Task to complete>
Spot every line with the word "rendering" and return it.

Information shown>
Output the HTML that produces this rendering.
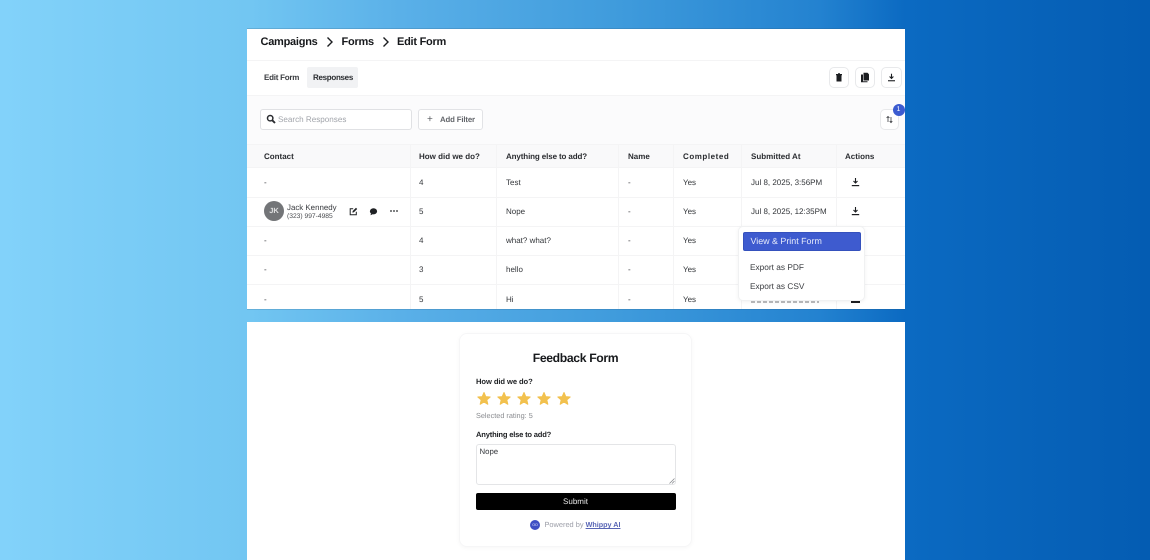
<!DOCTYPE html>
<html lang="en">
<head>
<meta charset="utf-8">
<title>Whippy Form Responses</title>
<style>
html,body{margin:0;padding:0}
body{width:1150px;height:560px;overflow:hidden;position:relative;font-family:"Liberation Sans",sans-serif;color:#2a2c30;text-rendering:geometricPrecision;
background:linear-gradient(90deg,#82d2fa 0,#72c6f2 250px,#5ab0e8 400px,#3f9bdc 620px,#2382d0 820px,#0b6ac2 905px,#045cb2 1150px)}
.a{position:absolute;white-space:nowrap}
.p{position:absolute;left:247px;width:658px;background:#fff;overflow:hidden}
.in{position:absolute;left:0;top:0;width:658px;height:100%;filter:blur(.3px)}
.t{font-size:8px;line-height:12px;color:#33363a}
.h{font-size:8px;font-weight:bold;line-height:12px;color:#2b2d31}
.l{position:absolute;background:#f4f4f5}
.btn{position:absolute;box-sizing:border-box;background:#fff;border:1px solid #e8e9eb;border-radius:5px}
svg{position:absolute;display:block}
.c{font-size:11px;font-weight:bold;letter-spacing:-.25px;line-height:15px;color:#16181b;top:6px}
</style>
</head>
<body>
<div class="a" style="left:247px;top:28px;width:658px;height:1px;background:rgba(40,80,110,.2)"></div>
<div class="a" style="left:247px;top:309px;width:658px;height:1px;background:rgba(40,80,110,.18)"></div>
<div class="p" style="top:29px;height:280px"><div class="in">
  <div class="a c" style="left:13.500px">Campaigns</div>
  <svg style="left:78px;top:7px" width="10" height="12" viewBox="0 0 10 12"><path d="M2.500 1.500 7 6l-4.500 4.500" fill="none" stroke="#1b1d20" stroke-width="1.400"/></svg>
  <div class="a c" style="left:94.500px">Forms</div>
  <svg style="left:134px;top:7px" width="10" height="12" viewBox="0 0 10 12"><path d="M2.500 1.500 7 6l-4.500 4.500" fill="none" stroke="#1b1d20" stroke-width="1.400"/></svg>
  <div class="a c" style="left:150px">Edit Form</div>
  <div class="l" style="left:0;top:31px;width:658px;height:1px"></div>

  <div class="a h" style="left:17px;top:43px;letter-spacing:-.25px;color:#3a3c40">Edit Form</div>
  <div class="a" style="left:60px;top:38px;width:51px;height:21px;background:#f1f2f4;border-radius:2px"></div>
  <div class="a h" style="left:66px;top:43px;letter-spacing:-.3px">Responses</div>

  <div class="btn" style="left:582px;top:38px;width:20px;height:21px"></div>
  <svg style="left:588px;top:44px" width="8" height="9" viewBox="0 0 8 9"><path d="M1 1h6v1.200H1zM1.500 2.200h5V8.500h-5zM3 .2h2v1H3z" fill="#1c1e21"/></svg>
  <div class="btn" style="left:608px;top:38px;width:20px;height:21px"></div>
  <svg style="left:613px;top:43px" width="10" height="11" viewBox="0 0 10 11"><path d="M3.500.8H7.500L9 2.300V8.500H3.500z" fill="#1c1e21"/><path d="M1 2.500h2V9.200h4.500v1.100H1z" fill="#1c1e21"/></svg>
  <div class="btn" style="left:634px;top:38px;width:21px;height:21px"></div>
  <svg style="left:640px;top:44px" width="9" height="9" viewBox="0 0 9 9"><path d="M4.500.8v4.400M2.600 3.500 4.500 5.500 6.400 3.500" fill="none" stroke="#1c1e21" stroke-width="1.100"/><path d="M1 7.200h7v1.100H1z" fill="#1c1e21"/></svg>
  <div class="l" style="left:0;top:66px;width:658px;height:1px"></div>

  <div class="a" style="left:0;top:67px;width:658px;height:71px;background:#fbfbfc"></div>
  <div class="btn" style="left:13px;top:80px;width:152px;height:21px;border-color:#e0e1e4;border-radius:3px"></div>
  <svg style="left:18.500px;top:85px" width="10" height="10" viewBox="0 0 10 10"><circle cx="4.200" cy="4.200" r="2.700" fill="none" stroke="#2a2c30" stroke-width="1.500"/><path d="M6.300 6.300 9 9" stroke="#2a2c30" stroke-width="1.900"/></svg>
  <div class="a" style="left:31px;top:84px;font-size:8.100px;line-height:13px;color:#a2a5ab">Search Responses</div>
  <div class="btn" style="left:171px;top:80px;width:65px;height:21px;border-color:#e2e3e6;border-radius:3px"></div>
  <div class="a" style="left:180px;top:84px;font-size:10px;line-height:13px;color:#55585d">+</div>
  <div class="a" style="left:193px;top:84px;font-size:7.800px;font-weight:bold;letter-spacing:-.15px;line-height:13px;color:#63666b">Add Filter</div>

  <div class="btn" style="left:633px;top:80px;width:19px;height:21px"></div>
  <svg style="left:638px;top:86px" width="9" height="9" viewBox="0 0 9 9"><path d="M3 7V1.500M1.600 2.900 3 1.400 4.400 2.900" fill="none" stroke="#3a3c40" stroke-width=".8"/><path d="M6 2v5.500M4.700 6.100 6 7.600 7.300 6.100" fill="none" stroke="#3a3c40" stroke-width=".8"/></svg>
  <div class="a" style="left:645.500px;top:74.500px;width:12px;height:12px;border-radius:50%;background:#3b5bd0;color:#fff;font-size:7px;line-height:12px;text-align:center">1</div>

  <div class="a" style="left:0;top:115px;width:658px;height:23px;background:#f9f9fa"></div>
  <div class="l" style="left:0;top:115px;width:658px;height:1px"></div>
  <div class="l" style="left:0;top:138px;width:658px;height:1px"></div>
  <div class="l" style="left:0;top:168px;width:658px;height:1px"></div>
  <div class="l" style="left:0;top:197px;width:658px;height:1px"></div>
  <div class="l" style="left:0;top:226px;width:658px;height:1px"></div>
  <div class="l" style="left:0;top:255px;width:658px;height:1px"></div>
  <div class="l" style="left:163px;top:115px;width:1px;height:165px"></div>
  <div class="l" style="left:249px;top:115px;width:1px;height:165px"></div>
  <div class="l" style="left:371px;top:115px;width:1px;height:165px"></div>
  <div class="l" style="left:426px;top:115px;width:1px;height:165px"></div>
  <div class="l" style="left:494px;top:115px;width:1px;height:165px"></div>
  <div class="l" style="left:589px;top:115px;width:1px;height:165px"></div>

  <div class="a h" style="left:17px;top:121.500px">Contact</div>
  <div class="a h" style="left:172px;top:121.500px">How did we do?</div>
  <div class="a h" style="left:259px;top:121.500px;letter-spacing:-.12px">Anything else to add?</div>
  <div class="a h" style="left:381px;top:121.500px">Name</div>
  <div class="a h" style="left:436px;top:121.500px;letter-spacing:.55px">Completed</div>
  <div class="a h" style="left:504px;top:121.500px">Submitted At</div>
  <div class="a h" style="left:598px;top:121.500px">Actions</div>

  <div class="a t" style="left:17px;top:148px">-</div><div class="a t" style="left:172px;top:148px">4</div><div class="a t" style="left:259px;top:148px">Test</div><div class="a t" style="left:381px;top:148px">-</div><div class="a t" style="left:436px;top:148px">Yes</div><div class="a t" style="left:504px;top:148px">Jul 8, 2025, 3:56PM</div>

  <div class="a" style="left:17px;top:172px;width:20px;height:20px;border-radius:50%;background:#737578;color:#dfe0e1;font-size:7.500px;font-weight:bold;line-height:20px;text-align:center">JK</div>
  <div class="a" style="left:40px;top:174px;font-size:7.900px;line-height:10px;color:#3a3c40">Jack Kennedy</div>
  <div class="a" style="left:40px;top:183px;font-size:6.700px;line-height:9px;color:#4a4c50">(323) 997-4985</div>
  <svg style="left:102px;top:178px" width="9" height="9" viewBox="0 0 9 9"><path d="M4.200 1.700H1.200V7.800H7.300V4.800" fill="none" stroke="#1f2124" stroke-width="1"/><path d="M3.400 5.600 3.700 4 7 .8 8.200 2 4.900 5.300z" fill="#1f2124"/></svg>
  <svg style="left:122px;top:178px" width="9" height="9" viewBox="0 0 9 9"><ellipse cx="4.500" cy="4.300" rx="3.600" ry="3.100" fill="#1f2124"/><path d="M2 6.500 1.500 8.300 3.700 7.200z" fill="#1f2124"/></svg>
  <svg style="left:143px;top:180px" width="8" height="4" viewBox="0 0 8 4"><circle cx="1" cy="2" r=".9" fill="#26282b"/><circle cx="4" cy="2" r=".9" fill="#26282b"/><circle cx="7" cy="2" r=".9" fill="#26282b"/></svg>
  <div class="a t" style="left:172px;top:177px">5</div><div class="a t" style="left:259px;top:177px">Nope</div><div class="a t" style="left:381px;top:177px">-</div><div class="a t" style="left:436px;top:177px">Yes</div><div class="a t" style="left:504px;top:177px">Jul 8, 2025, 12:35PM</div>

  <div class="a t" style="left:17px;top:206px">-</div><div class="a t" style="left:172px;top:206px">4</div><div class="a t" style="left:259px;top:206px">what? what?</div><div class="a t" style="left:381px;top:206px">-</div><div class="a t" style="left:436px;top:206px">Yes</div>
  <div class="a t" style="left:17px;top:235px">-</div><div class="a t" style="left:172px;top:235px">3</div><div class="a t" style="left:259px;top:235px">hello</div><div class="a t" style="left:381px;top:235px">-</div><div class="a t" style="left:436px;top:235px">Yes</div>
  <div class="a t" style="left:17px;top:264.500px">-</div><div class="a t" style="left:172px;top:264.500px">5</div><div class="a t" style="left:259px;top:264.500px">Hi</div><div class="a t" style="left:381px;top:264.500px">-</div><div class="a t" style="left:436px;top:264.500px">Yes</div>

  <svg style="left:604px;top:148px" width="9" height="10" viewBox="0 0 9 10"><path d="M4.500 1v4.800M2.500 4 4.500 6 6.500 4" fill="none" stroke="#1c1e21" stroke-width="1.100"/><path d="M.8 8h7.400v1.200H.8z" fill="#1c1e21"/></svg>
  <svg style="left:604px;top:177px" width="9" height="10" viewBox="0 0 9 10"><path d="M4.500 1v4.800M2.500 4 4.500 6 6.500 4" fill="none" stroke="#1c1e21" stroke-width="1.100"/><path d="M.8 8h7.400v1.200H.8z" fill="#1c1e21"/></svg>
  <div class="a" style="left:604px;top:271.500px;width:9px;height:2px;background:#1c1e21"></div>
  <div class="a" style="left:504px;top:271.500px;width:68px;height:2.500px;background:repeating-linear-gradient(90deg,#8a8c90 0 4px,#fff 4px 6px);opacity:.6"></div>

  <div class="a" style="left:491px;top:197px;width:127px;height:75px;background:#fff;border:1px solid #f0f1f2;border-radius:5px;box-sizing:border-box;box-shadow:0 1px 4px rgba(0,0,0,.06)"></div>
  <div class="a" style="left:495.500px;top:203px;width:118px;height:19px;background:#3e5bcf;border:1px solid #3551bd;border-radius:2px;box-sizing:border-box;color:#e6eafa;font-size:8.900px;line-height:17px;padding-left:7px">View &amp; Print Form</div>
  <div class="a" style="left:503px;top:232px;font-size:8.300px;line-height:12px;color:#3a3c40">Export as PDF</div>
  <div class="a" style="left:503px;top:251px;font-size:8.300px;line-height:12px;color:#3a3c40">Export as CSV</div>
</div></div>

<div class="p" style="top:322px;height:238px"><div class="in">
  <div class="a" style="left:212px;top:11px;width:233px;height:214px;background:#fff;border:1px solid #f6f6f7;border-radius:8px;box-sizing:border-box;box-shadow:0 1px 4px rgba(0,0,0,.04)"></div>
  <div class="a" style="left:212px;top:28px;width:233px;text-align:center;font-size:12.200px;font-weight:bold;line-height:16px;letter-spacing:-.35px;color:#17191c">Feedback Form</div>
  <div class="a" style="left:229px;top:53.500px;font-size:7.600px;font-weight:bold;letter-spacing:-.08px;line-height:12px;color:#1e2023">How did we do?</div>
  <svg style="left:229px;top:68.500px" width="96" height="16" viewBox="0 0 96 16">
    <g fill="#f2c14e" stroke="#f2c14e" stroke-width="1" stroke-linejoin="round">
      <path d="M8 1.500 9.760 5.570 14.180 5.990 10.850 8.930 11.820 13.260 8 11 4.180 13.260 5.150 8.930 1.820 5.990 6.240 5.570z"/>
      <path transform="translate(20 0)" d="M8 1.500 9.760 5.570 14.180 5.990 10.850 8.930 11.820 13.260 8 11 4.180 13.260 5.150 8.930 1.820 5.990 6.240 5.570z"/>
      <path transform="translate(40 0)" d="M8 1.500 9.760 5.570 14.180 5.990 10.850 8.930 11.820 13.260 8 11 4.180 13.260 5.150 8.930 1.820 5.990 6.240 5.570z"/>
      <path transform="translate(60 0)" d="M8 1.500 9.760 5.570 14.180 5.990 10.850 8.930 11.820 13.260 8 11 4.180 13.260 5.150 8.930 1.820 5.990 6.240 5.570z"/>
      <path transform="translate(80 0)" d="M8 1.500 9.760 5.570 14.180 5.990 10.850 8.930 11.820 13.260 8 11 4.180 13.260 5.150 8.930 1.820 5.990 6.240 5.570z"/>
    </g>
  </svg>
  <div class="a" style="left:229px;top:88px;font-size:7.300px;line-height:12px;color:#8a8c90">Selected rating: 5</div>
  <div class="a" style="left:229px;top:107px;font-size:7.600px;font-weight:bold;letter-spacing:-.2px;line-height:12px;color:#1e2023">Anything else to add?</div>
  <div class="a" style="left:228.500px;top:122px;width:200px;height:41px;border:1px solid #e4e5e7;border-radius:3px;box-sizing:border-box"></div>
  <div class="a" style="left:232.500px;top:124px;font-size:7.800px;line-height:12px;color:#33363a">Nope</div>
  <svg style="left:422px;top:156px" width="6" height="6" viewBox="0 0 6 6"><path d="M.5 5.500 5.500.5M3 5.500 5.500 3" stroke="#8a8c90" stroke-width=".8"/></svg>
  <div class="a" style="left:228.500px;top:171px;width:200px;height:17px;background:#000;border-radius:2px;color:#e8e8e8;font-size:8px;line-height:17px;text-align:center">Submit</div>
  <div class="a" style="left:283px;top:198px;width:10px;height:10px;border-radius:50%;background:#3e4fc4;color:#c9d0f5;font-size:5px;line-height:10px;text-align:center">oo</div>
  <div class="a" style="left:297.500px;top:197px;font-size:7.400px;line-height:12px;color:#9a9ca6">Powered by <span style="color:#5865b5;font-size:7.200px;font-weight:bold;text-decoration:underline">Whippy AI</span></div>
</div></div>
</body>
</html>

Result of this exercise>
Output the HTML that produces this rendering.
body{width:1150px;height:560px;overflow:hidden;position:relative;font-family:"Liberation Sans",sans-serif;color:#2a2c30;text-rendering:geometricPrecision;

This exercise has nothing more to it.